PROBLEM DETAILS: Look through the lines below and state how many hold the word "components". Write only the number.
══ SUPPLIED DATA ══
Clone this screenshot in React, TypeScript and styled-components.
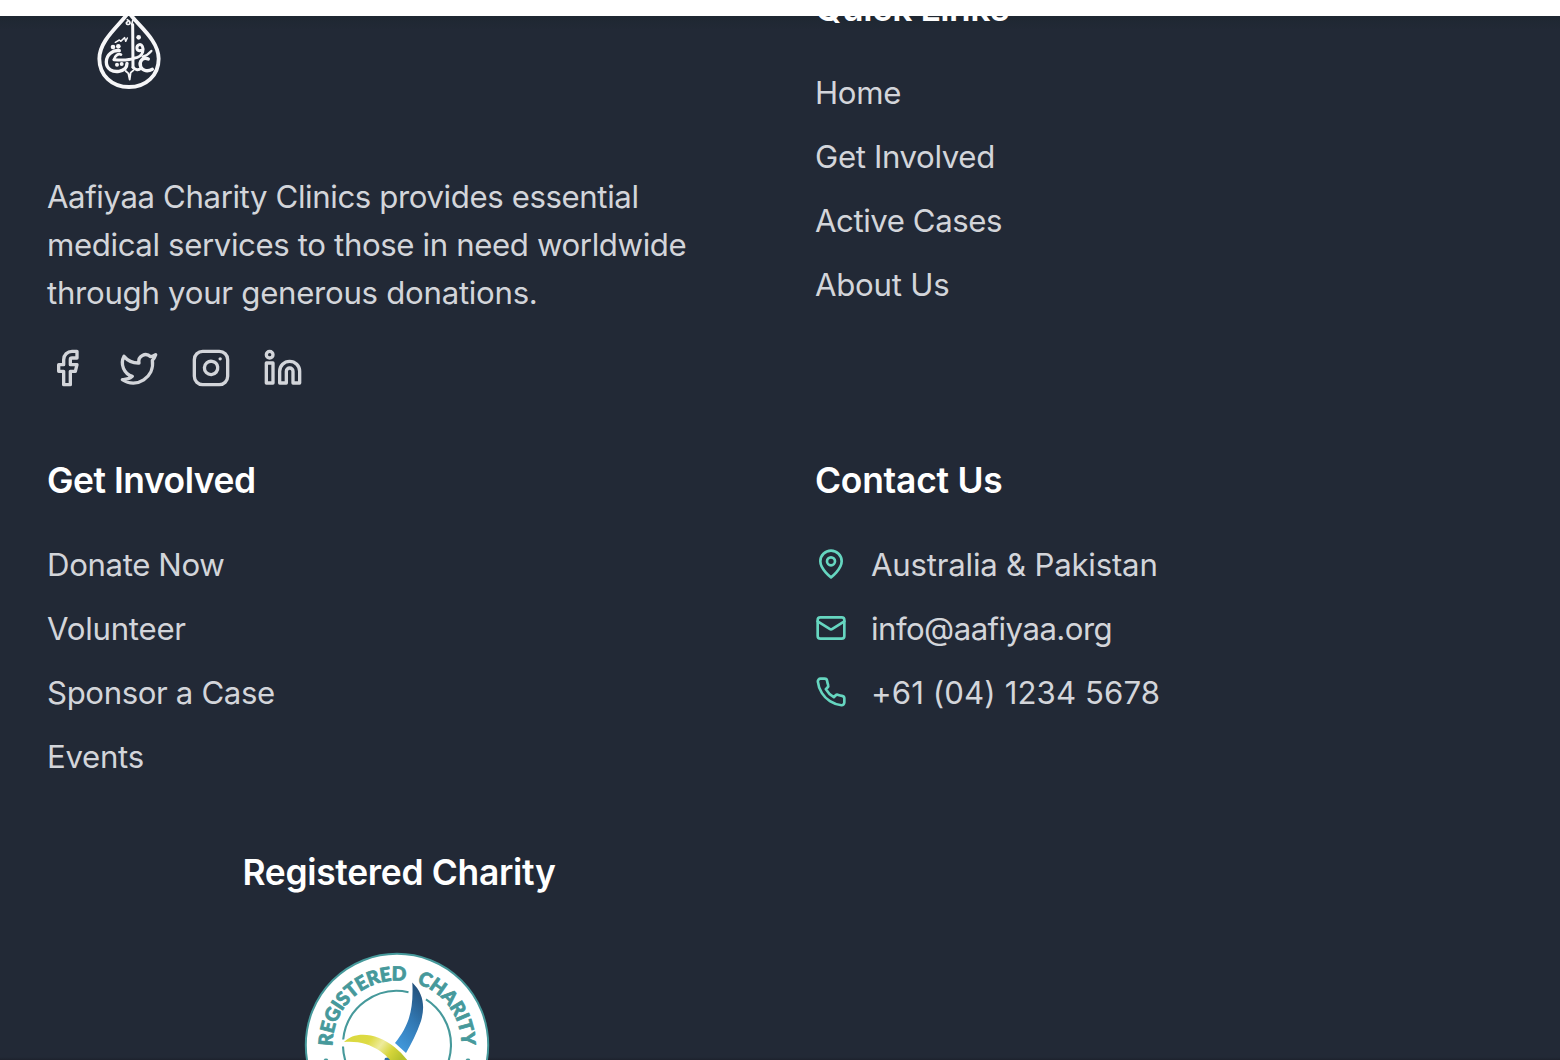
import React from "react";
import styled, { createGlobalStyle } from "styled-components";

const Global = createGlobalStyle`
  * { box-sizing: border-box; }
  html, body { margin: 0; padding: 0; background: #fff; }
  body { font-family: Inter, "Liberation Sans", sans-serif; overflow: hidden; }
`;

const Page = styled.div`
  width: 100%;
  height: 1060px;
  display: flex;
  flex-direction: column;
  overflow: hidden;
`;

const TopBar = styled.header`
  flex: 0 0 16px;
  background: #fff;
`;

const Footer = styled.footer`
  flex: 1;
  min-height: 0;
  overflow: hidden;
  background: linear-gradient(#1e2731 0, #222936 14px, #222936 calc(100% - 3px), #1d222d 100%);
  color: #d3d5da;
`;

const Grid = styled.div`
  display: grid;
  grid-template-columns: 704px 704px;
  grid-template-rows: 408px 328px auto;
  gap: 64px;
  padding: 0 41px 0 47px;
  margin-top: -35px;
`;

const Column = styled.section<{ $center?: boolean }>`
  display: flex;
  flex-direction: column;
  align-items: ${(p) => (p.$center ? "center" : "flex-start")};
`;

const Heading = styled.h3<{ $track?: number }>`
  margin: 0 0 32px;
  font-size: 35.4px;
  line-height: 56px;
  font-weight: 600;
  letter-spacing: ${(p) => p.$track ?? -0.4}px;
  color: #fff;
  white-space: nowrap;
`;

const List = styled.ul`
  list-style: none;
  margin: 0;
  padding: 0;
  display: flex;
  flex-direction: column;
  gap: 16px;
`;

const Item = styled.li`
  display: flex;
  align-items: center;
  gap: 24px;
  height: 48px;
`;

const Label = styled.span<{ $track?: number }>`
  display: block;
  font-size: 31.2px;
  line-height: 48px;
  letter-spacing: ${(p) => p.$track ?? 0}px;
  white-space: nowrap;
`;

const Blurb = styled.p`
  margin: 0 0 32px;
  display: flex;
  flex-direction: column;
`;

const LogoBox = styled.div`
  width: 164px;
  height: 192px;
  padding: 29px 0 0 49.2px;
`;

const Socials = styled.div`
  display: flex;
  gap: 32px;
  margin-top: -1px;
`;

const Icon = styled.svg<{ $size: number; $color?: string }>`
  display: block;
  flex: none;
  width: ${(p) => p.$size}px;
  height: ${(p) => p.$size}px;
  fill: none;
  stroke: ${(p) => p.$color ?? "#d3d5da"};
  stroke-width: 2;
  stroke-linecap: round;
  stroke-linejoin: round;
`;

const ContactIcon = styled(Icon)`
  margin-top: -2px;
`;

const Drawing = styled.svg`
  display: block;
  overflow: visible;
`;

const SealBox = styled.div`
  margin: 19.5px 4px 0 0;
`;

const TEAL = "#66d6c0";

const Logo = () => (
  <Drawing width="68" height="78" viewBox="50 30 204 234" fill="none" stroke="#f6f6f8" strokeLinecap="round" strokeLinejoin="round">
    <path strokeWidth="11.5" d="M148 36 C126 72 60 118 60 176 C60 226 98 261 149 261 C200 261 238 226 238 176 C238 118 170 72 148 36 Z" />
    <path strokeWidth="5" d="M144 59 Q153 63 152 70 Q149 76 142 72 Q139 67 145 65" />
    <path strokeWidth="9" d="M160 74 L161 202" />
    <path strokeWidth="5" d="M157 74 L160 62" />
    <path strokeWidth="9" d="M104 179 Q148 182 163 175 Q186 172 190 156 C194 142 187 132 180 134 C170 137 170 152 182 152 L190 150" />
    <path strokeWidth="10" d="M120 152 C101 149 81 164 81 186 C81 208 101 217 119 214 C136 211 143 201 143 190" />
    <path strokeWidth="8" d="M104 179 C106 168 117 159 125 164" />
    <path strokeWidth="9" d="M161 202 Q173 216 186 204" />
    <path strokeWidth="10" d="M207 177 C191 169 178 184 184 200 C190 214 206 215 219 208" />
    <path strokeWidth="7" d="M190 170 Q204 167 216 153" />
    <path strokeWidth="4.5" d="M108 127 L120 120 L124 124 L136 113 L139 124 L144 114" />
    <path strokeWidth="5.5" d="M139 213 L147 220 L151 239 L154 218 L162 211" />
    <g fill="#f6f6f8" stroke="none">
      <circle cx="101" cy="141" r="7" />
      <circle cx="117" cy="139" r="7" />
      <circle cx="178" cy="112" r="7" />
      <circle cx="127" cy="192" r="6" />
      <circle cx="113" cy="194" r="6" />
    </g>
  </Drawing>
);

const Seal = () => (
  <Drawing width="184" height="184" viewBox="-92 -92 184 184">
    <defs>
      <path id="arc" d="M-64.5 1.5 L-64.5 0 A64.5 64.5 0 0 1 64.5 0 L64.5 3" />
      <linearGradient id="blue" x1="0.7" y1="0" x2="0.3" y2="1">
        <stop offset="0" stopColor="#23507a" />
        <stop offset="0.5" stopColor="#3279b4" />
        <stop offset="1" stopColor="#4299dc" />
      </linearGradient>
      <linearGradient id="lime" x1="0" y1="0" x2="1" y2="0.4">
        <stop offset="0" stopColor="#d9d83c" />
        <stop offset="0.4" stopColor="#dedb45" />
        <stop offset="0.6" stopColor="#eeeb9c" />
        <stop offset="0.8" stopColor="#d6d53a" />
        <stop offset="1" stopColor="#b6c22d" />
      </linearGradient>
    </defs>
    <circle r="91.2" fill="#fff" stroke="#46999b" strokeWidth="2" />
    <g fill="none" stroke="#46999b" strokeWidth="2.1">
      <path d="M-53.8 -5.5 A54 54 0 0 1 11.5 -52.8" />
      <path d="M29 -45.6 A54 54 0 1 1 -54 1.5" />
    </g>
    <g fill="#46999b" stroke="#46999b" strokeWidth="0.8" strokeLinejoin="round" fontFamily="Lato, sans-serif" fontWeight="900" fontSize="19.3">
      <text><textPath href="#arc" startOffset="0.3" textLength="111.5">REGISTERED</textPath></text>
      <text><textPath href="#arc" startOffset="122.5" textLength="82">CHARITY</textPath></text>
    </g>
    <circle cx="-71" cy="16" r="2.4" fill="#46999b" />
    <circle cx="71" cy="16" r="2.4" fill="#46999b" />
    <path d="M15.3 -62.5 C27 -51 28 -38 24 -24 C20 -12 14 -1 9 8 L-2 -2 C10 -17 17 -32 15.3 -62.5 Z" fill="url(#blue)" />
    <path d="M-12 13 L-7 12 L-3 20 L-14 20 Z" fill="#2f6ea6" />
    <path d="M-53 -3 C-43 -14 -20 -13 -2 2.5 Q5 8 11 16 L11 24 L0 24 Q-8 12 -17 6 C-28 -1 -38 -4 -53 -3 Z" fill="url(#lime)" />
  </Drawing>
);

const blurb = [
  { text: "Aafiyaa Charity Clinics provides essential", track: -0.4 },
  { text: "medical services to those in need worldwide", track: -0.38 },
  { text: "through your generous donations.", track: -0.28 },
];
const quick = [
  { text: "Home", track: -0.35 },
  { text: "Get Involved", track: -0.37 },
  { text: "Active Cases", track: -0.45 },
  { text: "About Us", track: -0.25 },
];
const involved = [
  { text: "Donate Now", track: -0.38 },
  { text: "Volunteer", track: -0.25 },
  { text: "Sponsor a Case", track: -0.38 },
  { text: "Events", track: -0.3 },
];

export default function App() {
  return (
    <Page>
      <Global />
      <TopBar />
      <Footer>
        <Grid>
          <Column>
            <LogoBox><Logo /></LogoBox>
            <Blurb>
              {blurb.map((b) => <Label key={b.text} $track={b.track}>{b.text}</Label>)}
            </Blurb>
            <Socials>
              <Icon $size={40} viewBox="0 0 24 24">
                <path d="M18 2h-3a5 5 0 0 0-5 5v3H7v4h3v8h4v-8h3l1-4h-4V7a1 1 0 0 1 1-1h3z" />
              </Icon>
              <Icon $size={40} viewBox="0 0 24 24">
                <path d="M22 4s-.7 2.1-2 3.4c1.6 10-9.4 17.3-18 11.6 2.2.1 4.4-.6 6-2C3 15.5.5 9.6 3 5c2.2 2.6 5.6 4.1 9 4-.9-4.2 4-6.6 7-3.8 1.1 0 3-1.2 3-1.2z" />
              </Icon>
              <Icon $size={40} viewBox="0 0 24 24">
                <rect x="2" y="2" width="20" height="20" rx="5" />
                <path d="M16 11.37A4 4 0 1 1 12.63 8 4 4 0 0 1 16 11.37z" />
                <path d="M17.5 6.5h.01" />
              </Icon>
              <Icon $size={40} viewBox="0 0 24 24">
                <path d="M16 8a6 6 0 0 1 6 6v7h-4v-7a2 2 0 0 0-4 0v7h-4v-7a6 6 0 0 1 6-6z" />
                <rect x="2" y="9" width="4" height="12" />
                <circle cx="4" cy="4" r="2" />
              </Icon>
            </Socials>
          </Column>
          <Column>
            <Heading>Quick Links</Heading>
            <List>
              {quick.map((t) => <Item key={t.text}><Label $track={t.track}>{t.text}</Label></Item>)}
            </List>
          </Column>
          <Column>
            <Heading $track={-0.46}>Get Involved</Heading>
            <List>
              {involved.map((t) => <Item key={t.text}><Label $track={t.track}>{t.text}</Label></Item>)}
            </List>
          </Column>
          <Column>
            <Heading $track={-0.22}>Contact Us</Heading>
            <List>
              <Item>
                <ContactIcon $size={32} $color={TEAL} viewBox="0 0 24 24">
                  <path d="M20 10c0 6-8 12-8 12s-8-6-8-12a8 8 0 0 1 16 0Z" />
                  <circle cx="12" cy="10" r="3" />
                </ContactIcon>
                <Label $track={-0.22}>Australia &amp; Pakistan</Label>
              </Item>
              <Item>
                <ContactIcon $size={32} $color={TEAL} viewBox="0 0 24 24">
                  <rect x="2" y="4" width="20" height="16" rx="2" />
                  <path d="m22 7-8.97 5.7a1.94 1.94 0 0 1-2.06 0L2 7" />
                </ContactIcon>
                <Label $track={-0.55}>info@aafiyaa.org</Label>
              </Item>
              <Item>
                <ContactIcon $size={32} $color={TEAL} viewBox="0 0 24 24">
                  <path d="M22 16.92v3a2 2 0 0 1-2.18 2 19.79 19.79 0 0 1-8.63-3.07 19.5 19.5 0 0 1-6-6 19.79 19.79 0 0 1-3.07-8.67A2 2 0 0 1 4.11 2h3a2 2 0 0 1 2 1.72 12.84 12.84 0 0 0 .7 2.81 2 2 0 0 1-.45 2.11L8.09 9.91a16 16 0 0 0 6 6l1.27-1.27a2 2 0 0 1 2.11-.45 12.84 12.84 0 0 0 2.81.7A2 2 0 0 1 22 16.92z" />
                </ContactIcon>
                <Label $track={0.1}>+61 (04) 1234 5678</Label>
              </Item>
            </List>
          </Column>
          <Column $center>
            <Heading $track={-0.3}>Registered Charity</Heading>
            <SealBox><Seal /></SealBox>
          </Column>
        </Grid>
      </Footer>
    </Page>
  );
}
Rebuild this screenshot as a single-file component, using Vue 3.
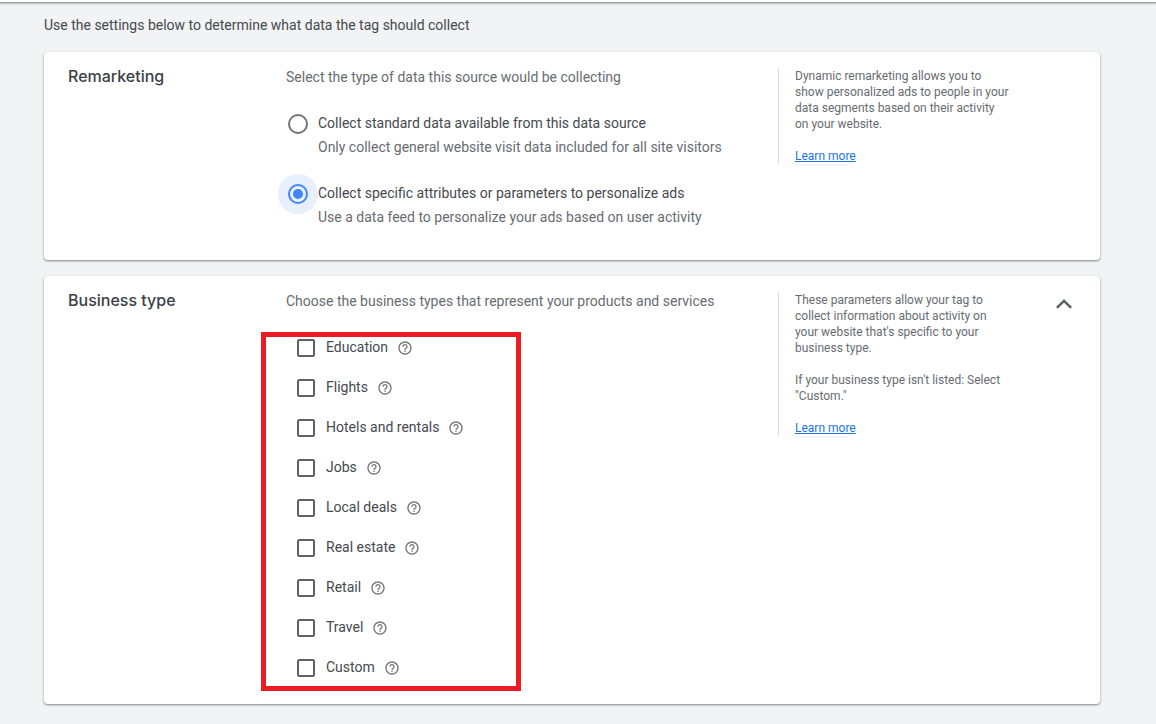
═══
RESULT: 2